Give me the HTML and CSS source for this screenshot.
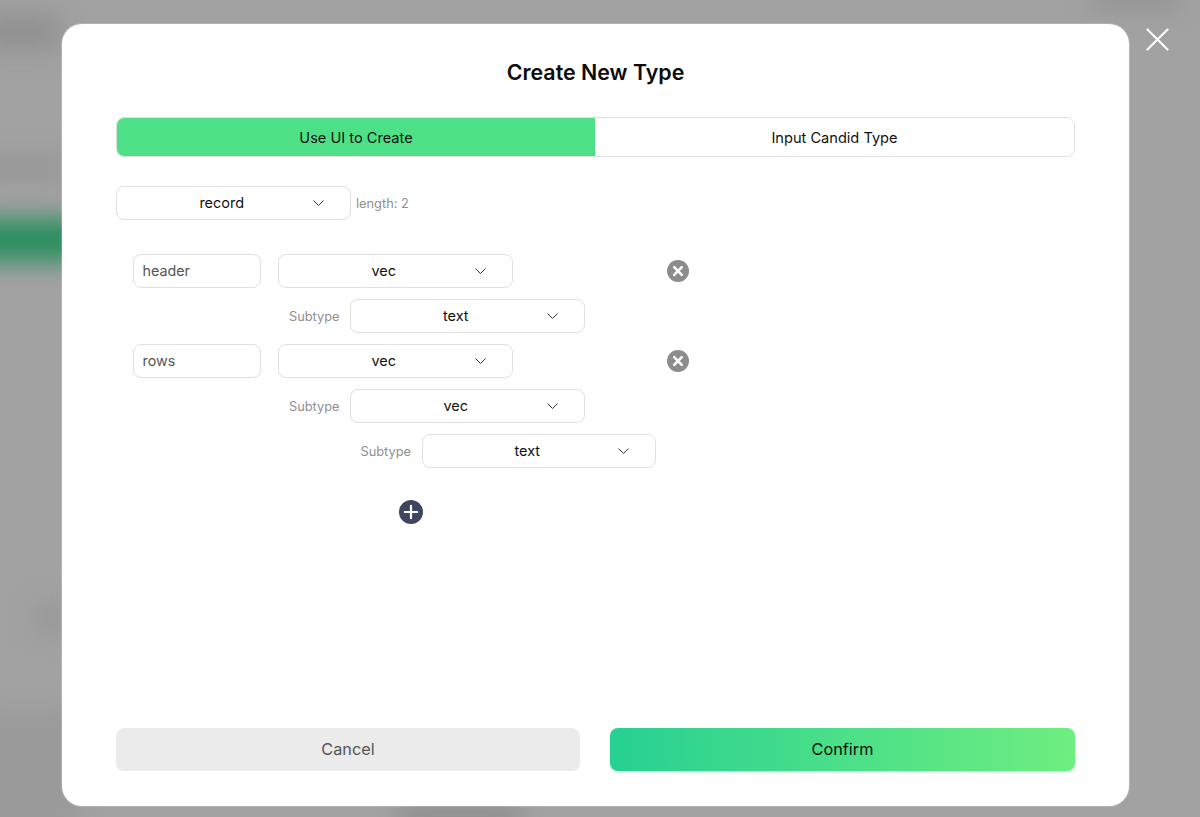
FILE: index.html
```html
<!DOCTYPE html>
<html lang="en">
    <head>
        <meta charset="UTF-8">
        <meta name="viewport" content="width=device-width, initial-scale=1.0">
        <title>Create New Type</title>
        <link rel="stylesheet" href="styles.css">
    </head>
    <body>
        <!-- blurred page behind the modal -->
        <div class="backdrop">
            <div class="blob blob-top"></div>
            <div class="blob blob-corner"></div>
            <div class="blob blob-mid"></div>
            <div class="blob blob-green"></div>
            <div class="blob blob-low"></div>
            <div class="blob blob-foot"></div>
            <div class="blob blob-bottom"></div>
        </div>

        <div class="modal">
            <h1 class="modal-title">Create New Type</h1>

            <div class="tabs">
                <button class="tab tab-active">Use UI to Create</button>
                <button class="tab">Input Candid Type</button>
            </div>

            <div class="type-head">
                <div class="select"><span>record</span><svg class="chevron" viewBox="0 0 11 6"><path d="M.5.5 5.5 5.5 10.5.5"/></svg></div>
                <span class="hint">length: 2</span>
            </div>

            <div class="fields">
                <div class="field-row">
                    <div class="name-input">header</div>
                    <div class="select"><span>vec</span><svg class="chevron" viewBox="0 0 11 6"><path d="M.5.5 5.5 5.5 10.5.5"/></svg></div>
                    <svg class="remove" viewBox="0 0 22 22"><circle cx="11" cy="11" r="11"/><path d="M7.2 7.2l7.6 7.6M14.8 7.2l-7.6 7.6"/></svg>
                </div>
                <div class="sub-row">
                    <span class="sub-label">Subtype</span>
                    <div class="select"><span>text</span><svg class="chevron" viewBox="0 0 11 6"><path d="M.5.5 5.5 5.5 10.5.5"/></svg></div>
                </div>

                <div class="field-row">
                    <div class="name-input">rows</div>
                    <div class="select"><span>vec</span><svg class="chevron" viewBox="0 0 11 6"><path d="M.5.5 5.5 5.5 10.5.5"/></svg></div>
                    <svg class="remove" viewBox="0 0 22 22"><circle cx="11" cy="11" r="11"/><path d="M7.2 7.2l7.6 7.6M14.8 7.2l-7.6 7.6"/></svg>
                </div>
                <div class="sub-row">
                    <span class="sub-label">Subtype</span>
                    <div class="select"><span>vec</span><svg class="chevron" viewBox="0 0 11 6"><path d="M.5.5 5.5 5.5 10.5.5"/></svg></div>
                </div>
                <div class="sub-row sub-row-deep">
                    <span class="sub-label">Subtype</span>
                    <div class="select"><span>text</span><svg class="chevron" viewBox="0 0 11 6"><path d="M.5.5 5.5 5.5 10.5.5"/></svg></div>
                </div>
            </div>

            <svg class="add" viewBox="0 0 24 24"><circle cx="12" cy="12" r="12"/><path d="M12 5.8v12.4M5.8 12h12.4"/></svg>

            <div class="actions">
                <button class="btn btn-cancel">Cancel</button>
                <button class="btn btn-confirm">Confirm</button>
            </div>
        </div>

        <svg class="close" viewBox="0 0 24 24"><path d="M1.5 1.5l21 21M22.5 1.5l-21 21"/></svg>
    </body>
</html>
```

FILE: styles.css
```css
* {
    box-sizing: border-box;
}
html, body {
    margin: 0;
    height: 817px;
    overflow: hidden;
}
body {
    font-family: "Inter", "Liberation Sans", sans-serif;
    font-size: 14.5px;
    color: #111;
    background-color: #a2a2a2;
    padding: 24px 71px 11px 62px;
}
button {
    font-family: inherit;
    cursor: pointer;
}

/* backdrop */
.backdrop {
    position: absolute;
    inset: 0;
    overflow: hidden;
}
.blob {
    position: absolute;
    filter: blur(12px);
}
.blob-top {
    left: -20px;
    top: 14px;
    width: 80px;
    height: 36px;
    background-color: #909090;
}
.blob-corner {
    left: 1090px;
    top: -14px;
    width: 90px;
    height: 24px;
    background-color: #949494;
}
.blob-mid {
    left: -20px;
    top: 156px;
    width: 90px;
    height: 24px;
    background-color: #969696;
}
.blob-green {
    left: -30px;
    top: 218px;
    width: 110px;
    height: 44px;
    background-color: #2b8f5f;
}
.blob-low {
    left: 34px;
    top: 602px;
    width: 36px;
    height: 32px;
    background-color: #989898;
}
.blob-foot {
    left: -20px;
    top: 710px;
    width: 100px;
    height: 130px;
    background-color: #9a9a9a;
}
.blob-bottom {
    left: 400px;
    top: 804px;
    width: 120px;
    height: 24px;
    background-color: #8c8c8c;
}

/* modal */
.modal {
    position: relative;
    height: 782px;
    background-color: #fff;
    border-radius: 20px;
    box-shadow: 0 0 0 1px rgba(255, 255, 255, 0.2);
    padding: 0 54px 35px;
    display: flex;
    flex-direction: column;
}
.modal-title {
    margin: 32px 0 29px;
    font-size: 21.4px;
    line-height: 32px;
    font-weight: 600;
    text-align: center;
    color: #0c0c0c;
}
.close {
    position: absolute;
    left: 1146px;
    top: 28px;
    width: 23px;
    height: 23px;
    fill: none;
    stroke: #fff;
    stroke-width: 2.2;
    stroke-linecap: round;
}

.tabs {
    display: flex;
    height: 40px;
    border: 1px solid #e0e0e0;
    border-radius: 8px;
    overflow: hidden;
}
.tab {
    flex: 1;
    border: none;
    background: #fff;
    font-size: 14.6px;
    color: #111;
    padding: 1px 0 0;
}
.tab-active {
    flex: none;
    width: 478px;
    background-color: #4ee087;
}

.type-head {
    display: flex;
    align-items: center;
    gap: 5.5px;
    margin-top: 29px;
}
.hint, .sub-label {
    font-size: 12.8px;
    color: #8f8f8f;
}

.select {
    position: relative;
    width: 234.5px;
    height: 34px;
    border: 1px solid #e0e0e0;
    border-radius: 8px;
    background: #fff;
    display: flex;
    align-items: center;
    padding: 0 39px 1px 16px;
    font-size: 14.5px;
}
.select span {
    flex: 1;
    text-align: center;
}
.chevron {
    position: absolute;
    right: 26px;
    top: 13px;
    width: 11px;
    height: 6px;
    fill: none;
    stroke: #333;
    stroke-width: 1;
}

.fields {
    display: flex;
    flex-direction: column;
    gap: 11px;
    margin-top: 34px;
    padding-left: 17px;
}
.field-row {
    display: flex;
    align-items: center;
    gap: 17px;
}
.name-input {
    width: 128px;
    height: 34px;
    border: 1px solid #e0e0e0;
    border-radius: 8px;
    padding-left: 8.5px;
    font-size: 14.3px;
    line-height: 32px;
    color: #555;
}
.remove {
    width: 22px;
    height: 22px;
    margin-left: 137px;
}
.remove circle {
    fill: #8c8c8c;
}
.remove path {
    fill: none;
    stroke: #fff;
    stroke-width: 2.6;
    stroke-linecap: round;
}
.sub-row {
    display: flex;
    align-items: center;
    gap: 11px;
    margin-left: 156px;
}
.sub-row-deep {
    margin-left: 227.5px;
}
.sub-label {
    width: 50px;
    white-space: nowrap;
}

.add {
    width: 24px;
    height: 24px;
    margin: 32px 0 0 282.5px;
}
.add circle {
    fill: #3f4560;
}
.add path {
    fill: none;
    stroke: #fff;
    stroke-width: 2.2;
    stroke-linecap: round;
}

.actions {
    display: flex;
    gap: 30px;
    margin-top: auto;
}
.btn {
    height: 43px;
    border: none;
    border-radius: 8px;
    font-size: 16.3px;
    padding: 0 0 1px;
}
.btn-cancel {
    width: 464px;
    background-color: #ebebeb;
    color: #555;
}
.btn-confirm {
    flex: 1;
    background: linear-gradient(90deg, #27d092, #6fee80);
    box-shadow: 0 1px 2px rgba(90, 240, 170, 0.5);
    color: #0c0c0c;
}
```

» Your task
Restate the whole of the material word for word without the pictures.

» The output
Give me the HTML and CSS source for this screenshot.
FILE: index.html
```html
<!DOCTYPE html>
<html lang="en">
    <head>
        <meta charset="UTF-8">
        <meta name="viewport" content="width=device-width, initial-scale=1.0">
        <title>Create New Type</title>
        <link rel="stylesheet" href="styles.css">
    </head>
    <body>
        <!-- blurred page behind the modal -->
        <div class="backdrop">
            <div class="blob blob-top"></div>
            <div class="blob blob-corner"></div>
            <div class="blob blob-mid"></div>
            <div class="blob blob-green"></div>
            <div class="blob blob-low"></div>
            <div class="blob blob-foot"></div>
            <div class="blob blob-bottom"></div>
        </div>

        <div class="modal">
            <h1 class="modal-title">Create New Type</h1>

            <div class="tabs">
                <button class="tab tab-active">Use UI to Create</button>
                <button class="tab">Input Candid Type</button>
            </div>

            <div class="type-head">
                <div class="select"><span>record</span><svg class="chevron" viewBox="0 0 11 6"><path d="M.5.5 5.5 5.5 10.5.5"/></svg></div>
                <span class="hint">length: 2</span>
            </div>

            <div class="fields">
                <div class="field-row">
                    <div class="name-input">header</div>
                    <div class="select"><span>vec</span><svg class="chevron" viewBox="0 0 11 6"><path d="M.5.5 5.5 5.5 10.5.5"/></svg></div>
                    <svg class="remove" viewBox="0 0 22 22"><circle cx="11" cy="11" r="11"/><path d="M7.2 7.2l7.6 7.6M14.8 7.2l-7.6 7.6"/></svg>
                </div>
                <div class="sub-row">
                    <span class="sub-label">Subtype</span>
                    <div class="select"><span>text</span><svg class="chevron" viewBox="0 0 11 6"><path d="M.5.5 5.5 5.5 10.5.5"/></svg></div>
                </div>

                <div class="field-row">
                    <div class="name-input">rows</div>
                    <div class="select"><span>vec</span><svg class="chevron" viewBox="0 0 11 6"><path d="M.5.5 5.5 5.5 10.5.5"/></svg></div>
                    <svg class="remove" viewBox="0 0 22 22"><circle cx="11" cy="11" r="11"/><path d="M7.2 7.2l7.6 7.6M14.8 7.2l-7.6 7.6"/></svg>
                </div>
                <div class="sub-row">
                    <span class="sub-label">Subtype</span>
                    <div class="select"><span>vec</span><svg class="chevron" viewBox="0 0 11 6"><path d="M.5.5 5.5 5.5 10.5.5"/></svg></div>
                </div>
                <div class="sub-row sub-row-deep">
                    <span class="sub-label">Subtype</span>
                    <div class="select"><span>text</span><svg class="chevron" viewBox="0 0 11 6"><path d="M.5.5 5.5 5.5 10.5.5"/></svg></div>
                </div>
            </div>

            <svg class="add" viewBox="0 0 24 24"><circle cx="12" cy="12" r="12"/><path d="M12 5.8v12.4M5.8 12h12.4"/></svg>

            <div class="actions">
                <button class="btn btn-cancel">Cancel</button>
                <button class="btn btn-confirm">Confirm</button>
            </div>
        </div>

        <svg class="close" viewBox="0 0 24 24"><path d="M1.5 1.5l21 21M22.5 1.5l-21 21"/></svg>
    </body>
</html>
```

FILE: styles.css
```css
* {
    box-sizing: border-box;
}
html, body {
    margin: 0;
    height: 817px;
    overflow: hidden;
}
body {
    font-family: "Inter", "Liberation Sans", sans-serif;
    font-size: 14.5px;
    color: #111;
    background-color: #a2a2a2;
    padding: 24px 71px 11px 62px;
}
button {
    font-family: inherit;
    cursor: pointer;
}

/* backdrop */
.backdrop {
    position: absolute;
    inset: 0;
    overflow: hidden;
}
.blob {
    position: absolute;
    filter: blur(12px);
}
.blob-top {
    left: -20px;
    top: 14px;
    width: 80px;
    height: 36px;
    background-color: #909090;
}
.blob-corner {
    left: 1090px;
    top: -14px;
    width: 90px;
    height: 24px;
    background-color: #949494;
}
.blob-mid {
    left: -20px;
    top: 156px;
    width: 90px;
    height: 24px;
    background-color: #969696;
}
.blob-green {
    left: -30px;
    top: 218px;
    width: 110px;
    height: 44px;
    background-color: #2b8f5f;
}
.blob-low {
    left: 34px;
    top: 602px;
    width: 36px;
    height: 32px;
    background-color: #989898;
}
.blob-foot {
    left: -20px;
    top: 710px;
    width: 100px;
    height: 130px;
    background-color: #9a9a9a;
}
.blob-bottom {
    left: 400px;
    top: 804px;
    width: 120px;
    height: 24px;
    background-color: #8c8c8c;
}

/* modal */
.modal {
    position: relative;
    height: 782px;
    background-color: #fff;
    border-radius: 20px;
    box-shadow: 0 0 0 1px rgba(255, 255, 255, 0.2);
    padding: 0 54px 35px;
    display: flex;
    flex-direction: column;
}
.modal-title {
    margin: 32px 0 29px;
    font-size: 21.4px;
    line-height: 32px;
    font-weight: 600;
    text-align: center;
    color: #0c0c0c;
}
.close {
    position: absolute;
    left: 1146px;
    top: 28px;
    width: 23px;
    height: 23px;
    fill: none;
    stroke: #fff;
    stroke-width: 2.2;
    stroke-linecap: round;
}

.tabs {
    display: flex;
    height: 40px;
    border: 1px solid #e0e0e0;
    border-radius: 8px;
    overflow: hidden;
}
.tab {
    flex: 1;
    border: none;
    background: #fff;
    font-size: 14.6px;
    color: #111;
    padding: 1px 0 0;
}
.tab-active {
    flex: none;
    width: 478px;
    background-color: #4ee087;
}

.type-head {
    display: flex;
    align-items: center;
    gap: 5.5px;
    margin-top: 29px;
}
.hint, .sub-label {
    font-size: 12.8px;
    color: #8f8f8f;
}

.select {
    position: relative;
    width: 234.5px;
    height: 34px;
    border: 1px solid #e0e0e0;
    border-radius: 8px;
    background: #fff;
    display: flex;
    align-items: center;
    padding: 0 39px 1px 16px;
    font-size: 14.5px;
}
.select span {
    flex: 1;
    text-align: center;
}
.chevron {
    position: absolute;
    right: 26px;
    top: 13px;
    width: 11px;
    height: 6px;
    fill: none;
    stroke: #333;
    stroke-width: 1;
}

.fields {
    display: flex;
    flex-direction: column;
    gap: 11px;
    margin-top: 34px;
    padding-left: 17px;
}
.field-row {
    display: flex;
    align-items: center;
    gap: 17px;
}
.name-input {
    width: 128px;
    height: 34px;
    border: 1px solid #e0e0e0;
    border-radius: 8px;
    padding-left: 8.5px;
    font-size: 14.3px;
    line-height: 32px;
    color: #555;
}
.remove {
    width: 22px;
    height: 22px;
    margin-left: 137px;
}
.remove circle {
    fill: #8c8c8c;
}
.remove path {
    fill: none;
    stroke: #fff;
    stroke-width: 2.6;
    stroke-linecap: round;
}
.sub-row {
    display: flex;
    align-items: center;
    gap: 11px;
    margin-left: 156px;
}
.sub-row-deep {
    margin-left: 227.5px;
}
.sub-label {
    width: 50px;
    white-space: nowrap;
}

.add {
    width: 24px;
    height: 24px;
    margin: 32px 0 0 282.5px;
}
.add circle {
    fill: #3f4560;
}
.add path {
    fill: none;
    stroke: #fff;
    stroke-width: 2.2;
    stroke-linecap: round;
}

.actions {
    display: flex;
    gap: 30px;
    margin-top: auto;
}
.btn {
    height: 43px;
    border: none;
    border-radius: 8px;
    font-size: 16.3px;
    padding: 0 0 1px;
}
.btn-cancel {
    width: 464px;
    background-color: #ebebeb;
    color: #555;
}
.btn-confirm {
    flex: 1;
    background: linear-gradient(90deg, #27d092, #6fee80);
    box-shadow: 0 1px 2px rgba(90, 240, 170, 0.5);
    color: #0c0c0c;
}
```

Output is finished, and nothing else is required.